[Part of a data file]
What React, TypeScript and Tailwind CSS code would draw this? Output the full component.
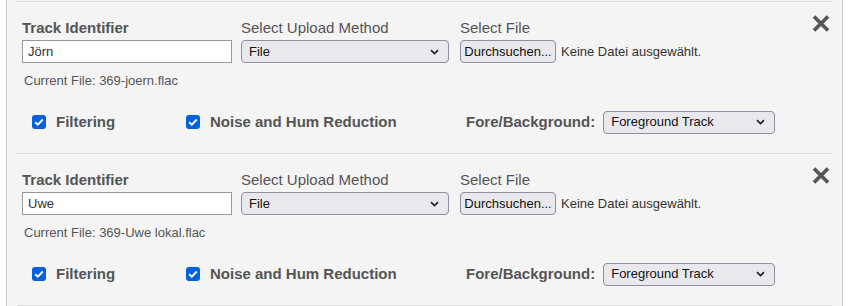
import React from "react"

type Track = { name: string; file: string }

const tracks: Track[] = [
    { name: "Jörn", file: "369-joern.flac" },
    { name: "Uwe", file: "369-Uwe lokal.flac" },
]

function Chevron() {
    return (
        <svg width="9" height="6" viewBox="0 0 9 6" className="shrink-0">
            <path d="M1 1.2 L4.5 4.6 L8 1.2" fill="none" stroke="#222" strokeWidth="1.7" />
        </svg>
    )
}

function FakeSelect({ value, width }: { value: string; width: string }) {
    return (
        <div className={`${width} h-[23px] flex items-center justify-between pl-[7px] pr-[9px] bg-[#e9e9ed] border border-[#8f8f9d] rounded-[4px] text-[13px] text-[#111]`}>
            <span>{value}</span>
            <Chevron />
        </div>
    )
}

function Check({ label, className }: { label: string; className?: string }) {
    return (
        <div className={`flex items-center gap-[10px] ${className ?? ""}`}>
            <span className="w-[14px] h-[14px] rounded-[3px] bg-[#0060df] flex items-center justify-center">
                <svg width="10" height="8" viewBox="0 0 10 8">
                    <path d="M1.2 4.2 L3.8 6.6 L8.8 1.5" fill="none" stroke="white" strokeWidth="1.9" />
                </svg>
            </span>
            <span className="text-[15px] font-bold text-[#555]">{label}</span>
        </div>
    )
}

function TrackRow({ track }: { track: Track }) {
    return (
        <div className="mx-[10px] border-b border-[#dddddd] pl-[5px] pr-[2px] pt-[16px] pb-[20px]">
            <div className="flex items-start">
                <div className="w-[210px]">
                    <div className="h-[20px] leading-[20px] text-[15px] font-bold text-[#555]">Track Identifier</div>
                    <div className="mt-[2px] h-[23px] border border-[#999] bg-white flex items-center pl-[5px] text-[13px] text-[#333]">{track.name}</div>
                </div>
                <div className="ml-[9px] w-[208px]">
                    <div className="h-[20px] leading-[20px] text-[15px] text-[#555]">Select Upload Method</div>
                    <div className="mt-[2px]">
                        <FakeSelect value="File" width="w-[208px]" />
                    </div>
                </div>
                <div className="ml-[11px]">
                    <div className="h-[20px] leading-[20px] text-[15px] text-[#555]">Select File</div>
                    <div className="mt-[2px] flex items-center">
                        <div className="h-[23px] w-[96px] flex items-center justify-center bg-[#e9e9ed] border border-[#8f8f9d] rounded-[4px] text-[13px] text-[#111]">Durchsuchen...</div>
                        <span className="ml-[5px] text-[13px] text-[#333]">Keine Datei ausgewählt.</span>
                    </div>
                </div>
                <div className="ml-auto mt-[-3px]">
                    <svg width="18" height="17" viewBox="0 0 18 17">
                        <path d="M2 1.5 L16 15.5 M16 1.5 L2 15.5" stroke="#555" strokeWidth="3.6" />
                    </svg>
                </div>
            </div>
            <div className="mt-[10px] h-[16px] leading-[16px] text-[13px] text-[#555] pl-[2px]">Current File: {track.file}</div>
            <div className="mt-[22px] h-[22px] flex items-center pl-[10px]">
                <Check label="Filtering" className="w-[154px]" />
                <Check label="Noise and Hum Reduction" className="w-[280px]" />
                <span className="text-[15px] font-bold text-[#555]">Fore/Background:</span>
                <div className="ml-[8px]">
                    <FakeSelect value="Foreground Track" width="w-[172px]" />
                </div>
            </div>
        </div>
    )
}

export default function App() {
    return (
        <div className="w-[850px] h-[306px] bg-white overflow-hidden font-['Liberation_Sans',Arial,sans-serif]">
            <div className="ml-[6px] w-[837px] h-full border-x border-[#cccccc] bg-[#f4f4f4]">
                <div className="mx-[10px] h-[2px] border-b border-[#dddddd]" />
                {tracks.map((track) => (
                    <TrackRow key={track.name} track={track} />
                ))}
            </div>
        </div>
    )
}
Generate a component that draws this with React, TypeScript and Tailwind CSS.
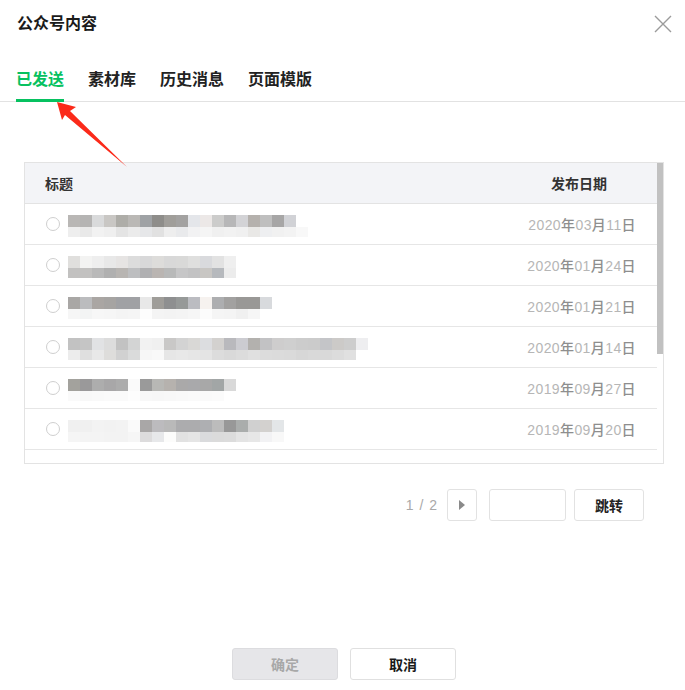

> _AIM OF THE EXERCISE_: Search the entries for the word "this" and pick out every line that holds it.

> _COMPLETE ANSWER_:
What React, TypeScript and Tailwind CSS code would draw this? Output the full component.
Generate a component that draws this with React, TypeScript and Tailwind CSS.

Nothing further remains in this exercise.